The Onega Peninsula is located in Arkhangelsk Oblast, Russia. It protrudes into the White Sea, with Onega Bay to the south-west, and Dvina Bay to the north-east. The length of the peninsula is about 150 km, and the width varies between 60 km and 75 km.

==Geography==
The coastal area of the peninsula is populated. The villages (counterclockwise) of Nyonoksa, Syuzma, Krasnaya Gora, Pertominsk, Unsky, Yarenga, Lopshenga, Letny Navolok, Letnyaya Zolotitsa, Pushlakhta, Lyamtsa, Purnema, and Nizhmozero are all located at or near the coast. The north-eastern coast of the peninsula is crossed by the Una Bay, a gulf in the Dvina Bay, which is about 20 km long. The villages of Una and Luda are located at the inner coast of the Una Bay. The interior of the peninsula (north-west of the line connecting Luda and Purnema) is a wilderness without any permanent population. There is some logging at Verkhneozersk, south-east of Luda. The interior of the peninsula is hilly, and there are many lakes, the biggest of which are Lake Myandozero, Lake Vezhmozero (both lakes drain to the Vezhma River - a tributary of the Una Bay), Lake Lyamitskoye (which drains to the Lyamtsa River, flowing west), and Lake Bolshoye Vygozero (which drains into the Zolotitsa River, also flowing west).

==Administration==
Administratively, the peninsula is shared between Onezhsky and Primorsky Districts and the city of Severodvinsk of Arkhangelsk Oblast. On 17 December 1940 Belomorsky District was established on the peninsula, on the areas which previously were parts of Primorsky and Onezhsky Districts. The administrative center of the district became the selo of Pertominsk. On 30 September 1958 Belomorsky District was abolished, and the area of the district was shared between Primorsky and Onezhsky Districts.

==History and religion==
The peninsula was settled by Novgorodians not later than the 13th century. The Pomors, living at the coast, are the descendants of the Novgorodians. Most of the villages on the coast of the peninsula have a historical significance. The ensemble of the Purnema Pogost, consisting of St. Nicholas' Church (1618) and the Nativity Church (1860), and the Zaostrovsky Pogost in the village of Nyonoksa, consisting of the Church of the Presentation of Jesus in the Temple (1683-1688) and the St. Michael Church (1776-1785), are protected at the federal level as a monument of architecture.
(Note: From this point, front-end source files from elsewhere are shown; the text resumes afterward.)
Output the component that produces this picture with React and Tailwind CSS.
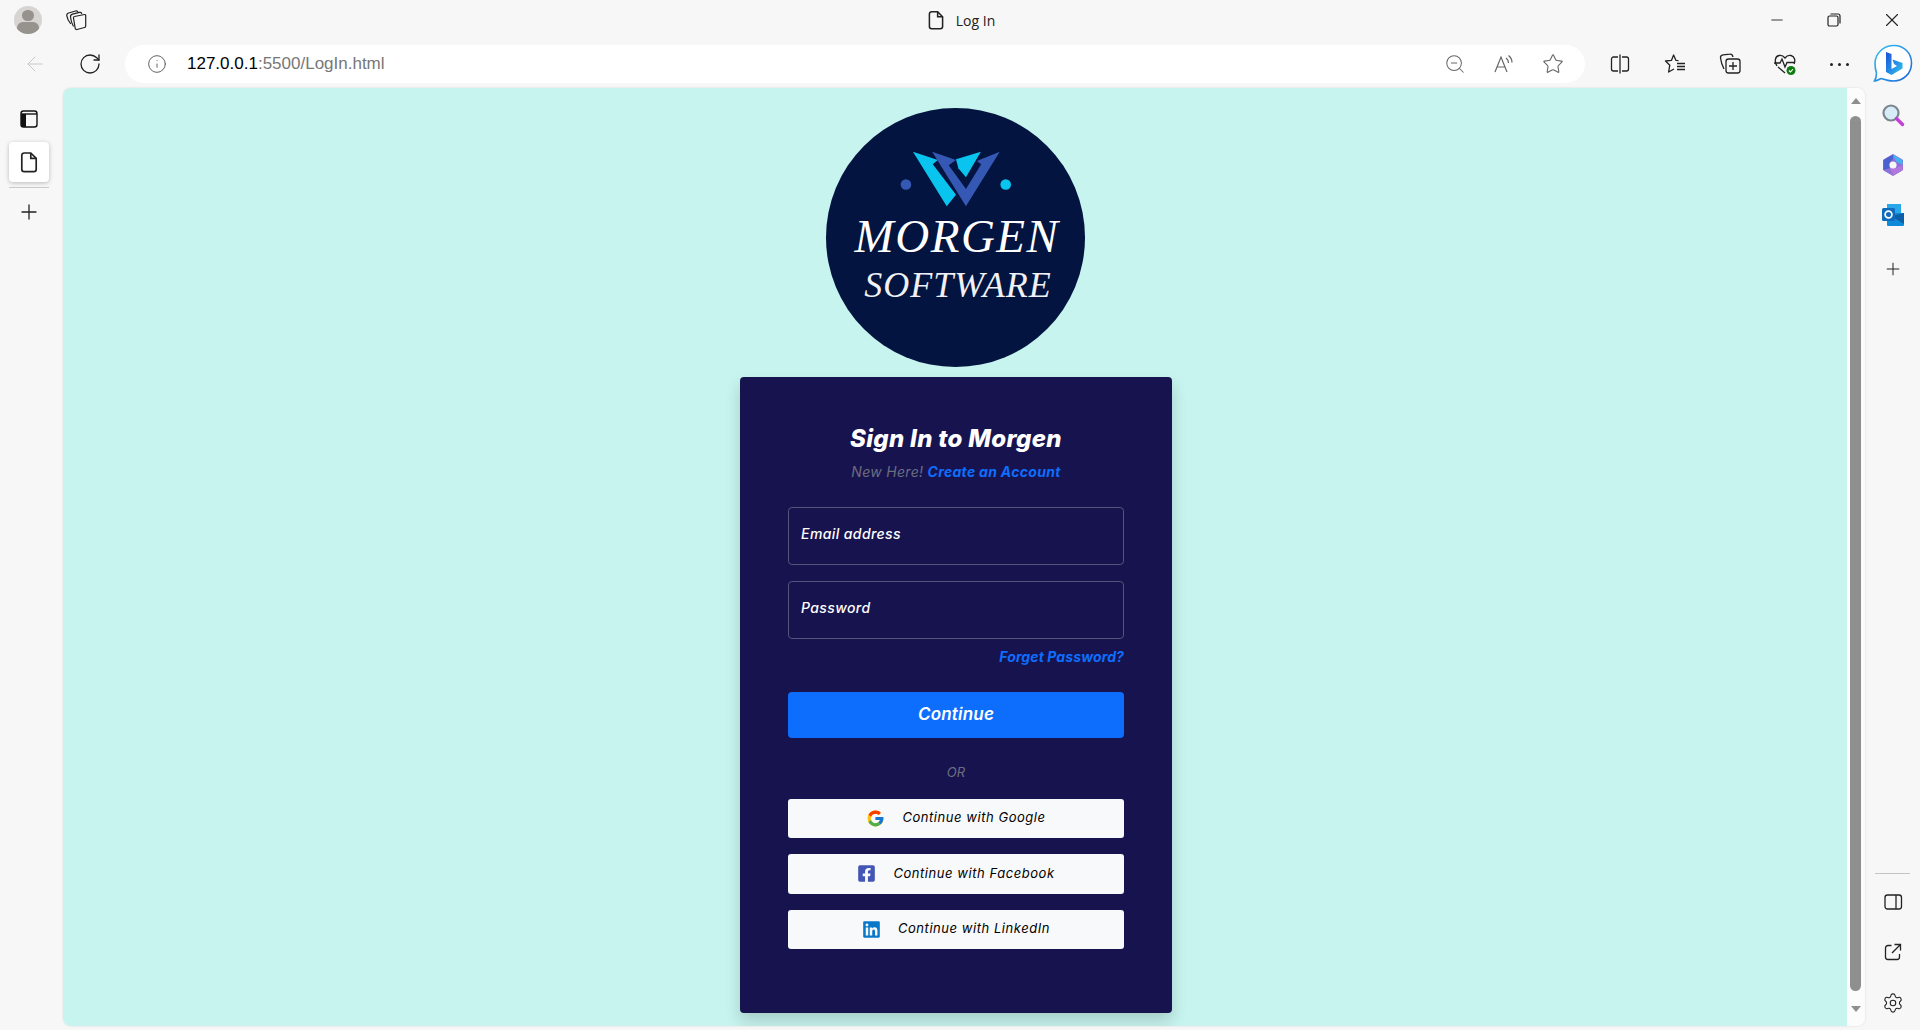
import React from "react"
import { ArrowLeft, Info, Minus, Plus, RotateCw, Settings, Star, X, ZoomOut } from "lucide-react"
import { FaFacebookSquare, FaLinkedin } from "react-icons/fa"
import { FcGoogle } from "react-icons/fc"

const TabsIcon = () => (
  <svg width="22" height="22" viewBox="0 0 22 22" fill="none" stroke="#222" strokeWidth="1.2" strokeLinejoin="round">
    <path d="M9.5 7.5 L19.5 5.5 a1 1 0 0 1 1.2 1 L20.7 17 a1.5 1.5 0 0 1 -1.2 1.5 L12 20.5 a1.5 1.5 0 0 1 -1.8 -1.2 L8.5 9 a1.2 1.2 0 0 1 1 -1.5 Z" />
    <path d="M8.5 17.5 C6.5 14 5.8 11 5.5 8 C5.3 6.5 6 5.6 7.5 5.2 L14.5 3.4 C15.8 3.1 16.5 3.6 16.8 5" />
    <path d="M5.8 15 C3.5 12 2.2 9 1.8 6.8 C1.6 5.3 2.2 4.4 3.6 4 L10.5 2 C11.8 1.7 12.6 2 13 3.2" />
  </svg>
)

const PageIcon = ({ size = 20 }) => (
  <svg width={size} height={size} viewBox="0 0 20 20" fill="none" stroke="#222" strokeWidth="1.4">
    <path d="M6 2.5 H11.5 L16 7 V16 a2 2 0 0 1 -2 2 H6 a2 2 0 0 1 -2 -2 V4.5 a2 2 0 0 1 2 -2 Z" />
    <path d="M11.5 2.5 V7 H16" />
  </svg>
)

const VerticalTabsIcon = () => (
  <svg width="20" height="20" viewBox="0 0 20 20" fill="none">
    <rect x="2" y="2" width="16" height="16" rx="2.5" stroke="#111" strokeWidth="1.4" />
    <path d="M2 5 H18" stroke="#111" strokeWidth="1.4" />
    <rect x="2" y="5" width="5" height="13" fill="#111" />
  </svg>
)

const RestoreIcon = () => (
  <svg width="16" height="16" viewBox="0 0 16 16" fill="none" stroke="#222" strokeWidth="1.2">
    <rect x="2" y="4" width="10" height="10" rx="1.5" />
    <path d="M4.5 2 H12 a2 2 0 0 1 2 2 V11.5" />
  </svg>
)

const ReadAloudIcon = () => (
  <svg width="22" height="22" viewBox="0 0 22 22" fill="none" stroke="#666" strokeWidth="1.2">
    <path d="M2 19 L8 4 L14 19 M4.2 14 H11.8" />
    <path d="M13 5 C15 6.5 15.5 8 15.5 10" />
    <path d="M15.5 2.5 C18 4.5 19 7 19 9.5" />
  </svg>
)

const SplitIcon = () => (
  <svg width="22" height="22" viewBox="0 0 22 22" fill="none" stroke="#222" strokeWidth="1.3">
    <path d="M9 4 H4.5 a2 2 0 0 0 -2 2 V16 a2 2 0 0 0 2 2 H9" />
    <path d="M13 4 H17.5 a2 2 0 0 1 2 2 V16 a2 2 0 0 1 -2 2 H13" />
    <path d="M11 1.5 V20.5" />
  </svg>
)

const FavoritesIcon = () => (
  <svg width="22" height="22" viewBox="0 0 22 22" fill="none" stroke="#222" strokeWidth="1.3">
    <path d="M14.5 7.6 L12 7.4 L9.6 2 L7.4 7.4 L1.5 8 L5.8 12.2 L4.6 19 L10 16 " strokeLinejoin="round" />
    <path d="M13 10.5 H21 M13 13.5 H21 M13 16.5 H21" />
  </svg>
)

const CollectionsIcon = () => (
  <svg width="22" height="22" viewBox="0 0 22 22" fill="none" stroke="#222" strokeWidth="1.3">
    <path d="M5 16 C3 12 2 9 1.5 5 C1.3 3 2.5 2 4 1.8 L11 1.2 C12.5 1 13.5 2 14 4" />
    <rect x="7" y="6" width="14" height="14" rx="2.5" />
    <path d="M14 9 V17 M10 13 H18" />
  </svg>
)

const HealthIcon = () => (
  <svg width="24" height="24" viewBox="0 0 24 24" fill="none">
    <path d="M4 14 C1.5 10 1.5 4.5 6 3.5 C8.5 3 10.5 4 12 6 C13.5 4 15.5 3 18 3.5 C22 4.5 22.5 9 21 12 M5 15 L12 21" stroke="#222" strokeWidth="1.3" />
    <path d="M1 11 H7 L9 7 L12 15 L14 10.5 H22" stroke="#222" strokeWidth="1.3" />
    <circle cx="18" cy="18.5" r="4.5" fill="#107c10" />
    <path d="M16 18.5 L17.5 20 L20 17.2" stroke="white" strokeWidth="1.1" />
  </svg>
)

const BingIcon = () => (
  <svg width="40" height="40" viewBox="0 0 40 40" fill="none">
    <defs>
      <linearGradient id="bingRing" x1="0" y1="0" x2="1" y2="1">
        <stop offset="0" stopColor="#35c1f1" />
        <stop offset="1" stopColor="#1b66d8" />
      </linearGradient>
      <linearGradient id="bingB" x1="0" y1="0" x2="1" y2="1">
        <stop offset="0" stopColor="#1b4fd8" />
        <stop offset="1" stopColor="#2ec5ef" />
      </linearGradient>
    </defs>
    <path d="M21 1.5 C31 1.5 38.5 9 38.5 19 C38.5 29.5 30.5 37 20.5 37 C16 37 11 35.5 8 34.5 C5 36 3 37 1.5 37 C3 34.5 3.5 32 3.5 29 C2.5 26 2 23 2 19.5 C2 9.5 10.5 1.5 21 1.5 Z" fill="white" stroke="url(#bingRing)" strokeWidth="1.6" />
    <path d="M13 8 L18.5 10 V25 L24 22 L21 20 L19.5 15.5 L29.5 19 V24.5 L18.5 31 L13 28 Z" fill="url(#bingB)" />
  </svg>
)

const SearchSideIcon = () => (
  <svg width="24" height="24" viewBox="0 0 24 24" fill="none">
    <circle cx="10" cy="10" r="7.5" fill="#d6ecf7" stroke="#7c8590" strokeWidth="2.2" />
    <path d="M15.5 15.5 L21.5 21.5" stroke="#c43fd8" strokeWidth="3.4" strokeLinecap="round" />
  </svg>
)

const CopilotIcon = () => (
  <svg width="24" height="24" viewBox="0 0 24 24" fill="none">
    <path d="M12 1.5 L21.5 7 V17 L12 22.5 L2.5 17 V7 Z" fill="#8f6fd8" stroke="#8f6fd8" strokeLinejoin="round" />
    <path d="M12 1.5 L21.5 7 V12 L15 8.5 Z" fill="#45b4ee" />
    <path d="M2.5 7 L12 1.5 V6 L9 9 V15 L2.5 17 Z" fill="#4a62d0" />
    <path d="M21.5 12 V17 L12 22.5 L9 15 L15 15 Z" fill="#b277dc" />
    <circle cx="12" cy="12" r="3.6" fill="#f7f7f7" />
  </svg>
)

const OutlookIcon = () => (
  <svg width="24" height="24" viewBox="0 0 24 24" fill="none">
    <rect x="6" y="1" width="14" height="11" fill="#28a8ea" />
    <path d="M6 10 H23 V22 a1 1 0 0 1 -1 1 H7 a1 1 0 0 1 -1 -1 Z" fill="#0f8ad8" />
    <path d="M10 13 L23 21 V10 Z" fill="#0a5fa8" />
    <rect x="1" y="5" width="13" height="13" rx="1.5" fill="#0f6cbd" />
    <circle cx="7.5" cy="11.5" r="3.4" stroke="white" strokeWidth="1.7" />
  </svg>
)

const SidePaneIcon = () => (
  <svg width="20" height="20" viewBox="0 0 20 20" fill="none" stroke="#222" strokeWidth="1.3">
    <rect x="2" y="3" width="16.5" height="14" rx="2.5" />
    <path d="M13 3 V17" />
  </svg>
)

const ExternalIcon = () => (
  <svg width="20" height="20" viewBox="0 0 20 20" fill="none" stroke="#222" strokeWidth="1.3">
    <path d="M8.5 3.5 H5 a2.5 2.5 0 0 0 -2.5 2.5 V15 a2.5 2.5 0 0 0 2.5 2.5 H14 a2.5 2.5 0 0 0 2.5 -2.5 V12" />
    <path d="M9 11 L17 3 M11.5 2.5 H17.5 V8.5" />
  </svg>
)

// zoom-crop coordinates of the logo mark
const LogoMark = () => (
  <svg width="112" height="57" viewBox="272 150 336 172" fill="none" className="ml-[2px]">
    <path d="M368 155 L470 320 L572 155 L503 183 L516 193 L470 268 L418 196 L440 180 Z" fill="#3558b4" />
    <path d="M310 155 L385 180 L370 193 L440 285 L412 320 Z" fill="#08c4ee" />
    <path d="M440 178 L515 155 L470 232 L447 205 Z" fill="#08c4ee" />
    <circle cx="289" cy="254" r="16" fill="#3558b4" />
    <circle cx="590" cy="254" r="16" fill="#08c4ee" />
  </svg>
)

const Logo = () => (
  <div className="w-[259px] h-[259px] rounded-full bg-[#02143f] flex flex-col items-center pt-[42px] shrink-0">
    <LogoMark />
    <div className="font-['Liberation_Serif',serif] italic text-white text-[47px] leading-[50px] mt-[4px] tracking-[1.5px] ml-[4px]">
      MORGEN
    </div>
    <div className="font-['Liberation_Serif',serif] italic text-[#f0f0f5] text-[36px] leading-[40px] mt-[4px] tracking-[1px] ml-[6px]">
      SOFTWARE
    </div>
  </div>
)

const SocialButton = ({ icon, label, height }) => (
  <button className={`${height} w-full bg-[#f8f9fa] rounded-[3px] flex items-center justify-center gap-[17px] pb-[1px] text-[13px] tracking-[0.55px] italic text-black`}>
    {icon}
    <span>{label}</span>
  </button>
)

const Field = ({ label }) => (
  <div className="h-[58px] border border-[#54537a] rounded-[4px] px-3 pt-[16px] text-[14px] leading-[20px] tracking-[0.4px] font-medium italic text-white">
    {label}
  </div>
)

const LoginCard = () => (
  <div className="w-[432px] h-[636px] mt-[10px] ml-[2px] shrink-0 bg-[#17134f] rounded-[4px] shadow-[0_8px_16px_rgba(0,0,0,0.16)] px-[48px] pt-[44px] font-['Inter',sans-serif]">
    <h1 className="text-[24px] leading-[36px] font-extrabold italic text-white text-center tracking-[0.3px]">
      Sign In to Morgen
    </h1>
    <p className="text-[14px] leading-[20px] italic text-[#6c6f80] text-center mt-[5px] tracking-[0.3px]">
      New Here! <span className="font-bold text-[#0d6efd]">Create an Account</span>
    </p>
    <div className="flex flex-col gap-4 mt-[25px]">
      <Field label="Email address" />
      <Field label="Password" />
    </div>
    <p className="text-[14px] leading-[20px] font-bold italic text-[#0d6efd] text-right mt-[8px] tracking-[0.1px]">
      Forget Password?
    </p>
    <button className="w-full h-[46px] mt-[25px] pb-[1px] bg-[#0d6efd] rounded-[4px] text-[17px] tracking-[0.2px] font-semibold italic text-white">
      Continue
    </button>
    <p className="text-[13px] leading-[20px] italic text-[#6c6f80] text-center mt-[24px]">OR</p>
    <div className="flex flex-col gap-4 mt-[17px]">
      <SocialButton height="h-[39px]" icon={<FcGoogle size={19} />} label="Continue with Google" />
      <SocialButton height="h-[40px]" icon={<FaFacebookSquare size={19} className="text-[#4355b5]" />} label="Continue with Facebook" />
      <SocialButton height="h-[39px]" icon={<FaLinkedin size={19} className="text-[#0a78c8]" />} label="Continue with LinkedIn" />
    </div>
  </div>
)

const ToolButton = ({ children }) => (
  <div className="w-[55px] flex items-center justify-center">{children}</div>
)

const App = () => {
  return (
    <div className="w-[1920px] h-[1030px] overflow-hidden flex flex-col bg-[#f7f7f7] font-['Open_Sans',sans-serif]">
      {/* title row */}
      <div className="h-[40px] shrink-0 flex items-center">
        <div className="flex items-center w-[92px] pl-[14px] gap-[23px]">
          <div className="w-[28px] h-[28px] rounded-full bg-[#d6d5d1] overflow-hidden flex flex-col items-center shrink-0">
            <div className="w-[12px] h-[12px] mt-[4px] rounded-full bg-[#96928d]" />
            <div className="w-[22px] h-[14px] mt-[1px] rounded-full bg-[#96928d]" />
          </div>
          <TabsIcon />
        </div>
        <div className="flex-1 flex items-center justify-center">
          <div className="flex items-center gap-[9px] ml-[80px]">
            <PageIcon size={22} />
            <span className="text-[14px] text-[#222]">Log In</span>
          </div>
        </div>
        <div className="flex items-center">
          <div className="w-[57px] flex justify-center"><Minus size={18} strokeWidth={1.2} color="#222" /></div>
          <div className="w-[58px] flex justify-center"><RestoreIcon /></div>
          <div className="w-[57px] flex justify-center"><X size={22} strokeWidth={1.2} color="#222" /></div>
        </div>
      </div>

      {/* address row */}
      <div className="h-[48px] py-[5px] shrink-0 flex items-center">
        <div className="w-[63px] flex justify-center pl-[7px]">
          <ArrowLeft size={24} strokeWidth={1} color="#c8c8c8" />
        </div>
        <div className="w-[54px] mr-[8px] flex justify-center">
          <RotateCw size={24} strokeWidth={1.3} color="#222" />
        </div>
        <div className="w-[1460px] h-[38px] rounded-full bg-white flex items-center pl-[22px] pr-[21px]">
          <Info size={20} strokeWidth={1.1} color="#555" />
          <span className="ml-[20px] text-[17px] font-['Liberation_Sans',sans-serif] text-[#777]">
            <span className="text-black">127.0.0.1</span>:5500/LogIn.html
          </span>
          <div className="ml-auto flex items-center gap-[27px]">
            <ZoomOut size={22} strokeWidth={1.1} color="#666" />
            <ReadAloudIcon />
            <Star size={22} strokeWidth={1.2} color="#666" />
          </div>
        </div>
        <div className="flex items-center ml-[7px]">
          <ToolButton><SplitIcon /></ToolButton>
          <ToolButton><FavoritesIcon /></ToolButton>
          <ToolButton><CollectionsIcon /></ToolButton>
          <ToolButton><HealthIcon /></ToolButton>
          <ToolButton>
            <div className="flex gap-[5px]">
              <div className="w-[3px] h-[3px] rounded-full bg-[#222]" />
              <div className="w-[3px] h-[3px] rounded-full bg-[#222]" />
              <div className="w-[3px] h-[3px] rounded-full bg-[#222]" />
            </div>
          </ToolButton>
        </div>
        <div className="ml-[6px]"><BingIcon /></div>
      </div>

      <div className="flex-1 min-h-0 flex">
        {/* left rail */}
        <div className="w-[63px] shrink-0 flex flex-col items-center pr-[5px]">
          <div className="mt-[21px]"><VerticalTabsIcon /></div>
          <div className="mt-[13px] w-[40px] h-[40px] rounded-[4px] bg-white shadow-[0_1px_4px_rgba(0,0,0,0.25)] flex items-center justify-center">
            <PageIcon size={24} />
          </div>
          <div className="mt-[5px] w-[40px] h-px bg-[#c9c9c9]" />
          <Plus size={24} strokeWidth={1.3} color="#222" className="mt-[12px]" />
        </div>

        {/* page */}
        <div className="w-[1802px] h-[938px] shrink-0 flex rounded-[8px] overflow-hidden shadow-[0_0_2px_rgba(0,0,0,0.15)]">
          <div className="flex-1 bg-[#c7f4ee] flex flex-col items-center pt-[20px]">
            <Logo />
            <LoginCard />
          </div>
          <div className="w-[18px] bg-[#fcfcfc] flex flex-col items-center pt-[10px] pr-[1px]">
            <div className="w-0 h-0 border-x-[5px] border-x-transparent border-b-[6px] border-b-[#8f8f8f]" />
            <div className="w-[11px] h-[875px] mt-[12px] rounded-full bg-[#8f8f8f]" />
            <div className="w-0 h-0 mt-[15px] border-x-[5px] border-x-transparent border-t-[6px] border-t-[#8f8f8f]" />
          </div>
        </div>

        {/* right rail */}
        <div className="flex-1 flex flex-col items-center">
          <div className="mt-[15px]"><SearchSideIcon /></div>
          <div className="mt-[26px]"><CopilotIcon /></div>
          <div className="mt-[26px]"><OutlookIcon /></div>
          <Plus size={20} strokeWidth={1.2} color="#222" className="mt-[32px]" />
          <div className="mt-auto w-[35px] h-px bg-[#c4c4c4]" />
          <div className="mt-[18px]"><SidePaneIcon /></div>
          <div className="mt-[30px]"><ExternalIcon /></div>
          <div className="mt-[30px] mb-[16px]"><Settings size={22} strokeWidth={1.2} color="#222" /></div>
        </div>
      </div>
    </div>
  )
}

export default App
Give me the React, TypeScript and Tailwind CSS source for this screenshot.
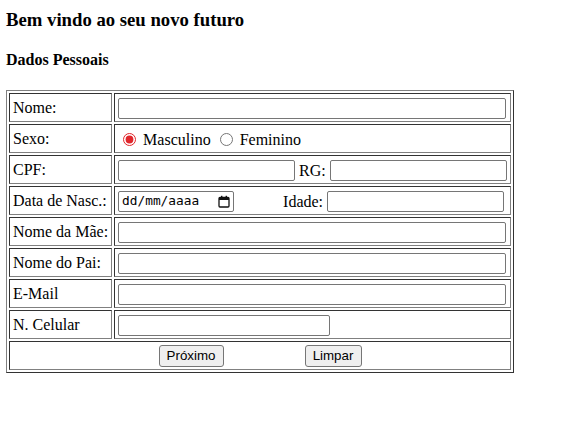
import React from 'react';

const serif = "font-['Liberation_Serif','Times_New_Roman',serif]";
const textInput = 'h-[21px] border border-[#767676] rounded-[2px] bg-white px-[2px] text-[13px]';

// cell borders: inset look (dark top/left, grey bottom/right)
const cell =
  'border border-t-[#333] border-l-[#333] border-b-[#808080] border-r-[#808080] px-[3px] py-0 h-[29px] align-middle';

const Row = ({ label, children }: { label: string; children: React.ReactNode }) => (
  <tr>
    <td className={`${cell} w-[103px] whitespace-nowrap text-left`}>{label}</td>
    <td className={`${cell} w-[397px]`}>
      <div className="flex items-center h-[27px] pt-[2px]">{children}</div>
    </td>
  </tr>
);

const CalendarIcon = () => (
  <svg width="12" height="13" viewBox="0 0 12 13" className="shrink-0">
    <rect x="1" y="2.5" width="10" height="9.5" rx="1" fill="none" stroke="#111" strokeWidth="1.3" />
    <rect x="1" y="2.5" width="10" height="2.5" fill="#111" />
    <rect x="3" y="0.8" width="1.4" height="2" fill="#111" />
    <rect x="7.6" y="0.8" width="1.4" height="2" fill="#111" />
  </svg>
);

export default function App() {
  return (
    <div className={`${serif} text-black bg-white min-h-screen pl-[6px] text-[16px]`}>
      <h1 className="pt-[9px] text-[18.72px] font-bold leading-[22px]">Bem vindo ao seu novo futuro</h1>
      <h2 className="mt-[20px] text-[16px] font-bold leading-[18px]">Dados Pessoais</h2>

      <form className="mt-[21px]">
        <table className="w-[508px] border-separate border-spacing-[2px] border border-t-[#808080] border-l-[#808080] border-b-[#333] border-r-[#333] leading-[18px]">
          <tbody>
            <Row label="Nome:">
              <input type="text" className={`${textInput} w-[388px]`} />
            </Row>
            <Row label="Sexo:">
              <label className="flex items-center">
                <input type="radio" name="sexo" defaultChecked className="w-[13px] h-[13px] ml-[5px] mr-[7px] accent-[#e0262b]" />
                Masculino
              </label>
              <label className="flex items-center">
                <input type="radio" name="sexo" className="w-[13px] h-[13px] ml-[9px] mr-[7px] accent-[#e0262b]" />
                Feminino
              </label>
            </Row>
            <Row label="CPF:">
              <input type="text" className={`${textInput} w-[177px]`} />
              <span className="ml-[4px] mr-[4px]">RG:</span>
              <input type="text" className={`${textInput} w-[177px]`} />
            </Row>
            <Row label="Data de Nasc.:">
              <div className="w-[116px] h-[21px] border border-[#767676] rounded-[2px] flex items-center justify-between pl-[3px] pr-[3px]">
                <span className="font-['DejaVu_Sans_Mono','Liberation_Mono',monospace] text-[12.8px] leading-none">dd/mm/aaaa</span>
                <CalendarIcon />
              </div>
              <span className="ml-[49px] mr-[4px]">Idade:</span>
              <input type="text" className={`${textInput} w-[177px]`} />
            </Row>
            <Row label="Nome da Mãe:">
              <input type="text" className={`${textInput} w-[388px]`} />
            </Row>
            <Row label="Nome do Pai:">
              <input type="text" className={`${textInput} w-[388px]`} />
            </Row>
            <Row label="E-Mail">
              <input type="email" className={`${textInput} w-[388px]`} />
            </Row>
            <Row label="N. Celular">
              <input type="tel" className={`${textInput} w-[212px]`} />
            </Row>
            <tr>
              <td colSpan={2} className={cell}>
                <div className="flex justify-center items-center gap-[81px] h-[27px] pt-[1px] font-['Liberation_Sans',Arial,sans-serif] text-[13.33px]">
                  <button type="button" className="w-[65px] h-[22px] bg-[#efefef] border border-[#767676] rounded-[3px] leading-none">
                    Próximo
                  </button>
                  <button type="reset" className="w-[57px] h-[22px] bg-[#efefef] border border-[#767676] rounded-[3px] leading-none">
                    Limpar
                  </button>
                </div>
              </td>
            </tr>
          </tbody>
        </table>
      </form>
    </div>
  );
}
The village of Lopshenga was featured in the works of Yury Kazakov, a Russian short story writer who traveled extensively in the Russian North. The name of one of the Kazakov's books of short stories is Poedemte v Lopshengu — Let us go to Lopshenga.

==Economy and transportation==
The economy of the peninsula is based on the timber production and fishery. The village of Luda is connected by an all-season road to Severodvinsk and Onega. There is a boat ferry across the Una Bay. Other villages at the coast have infrequent air and sea connections to Onega and Arkhangelsk.

A national park, Onezhskoye Pomorye National Park, was opened on the coast of the Onega Peninsula in 2013 to protect pristine forests.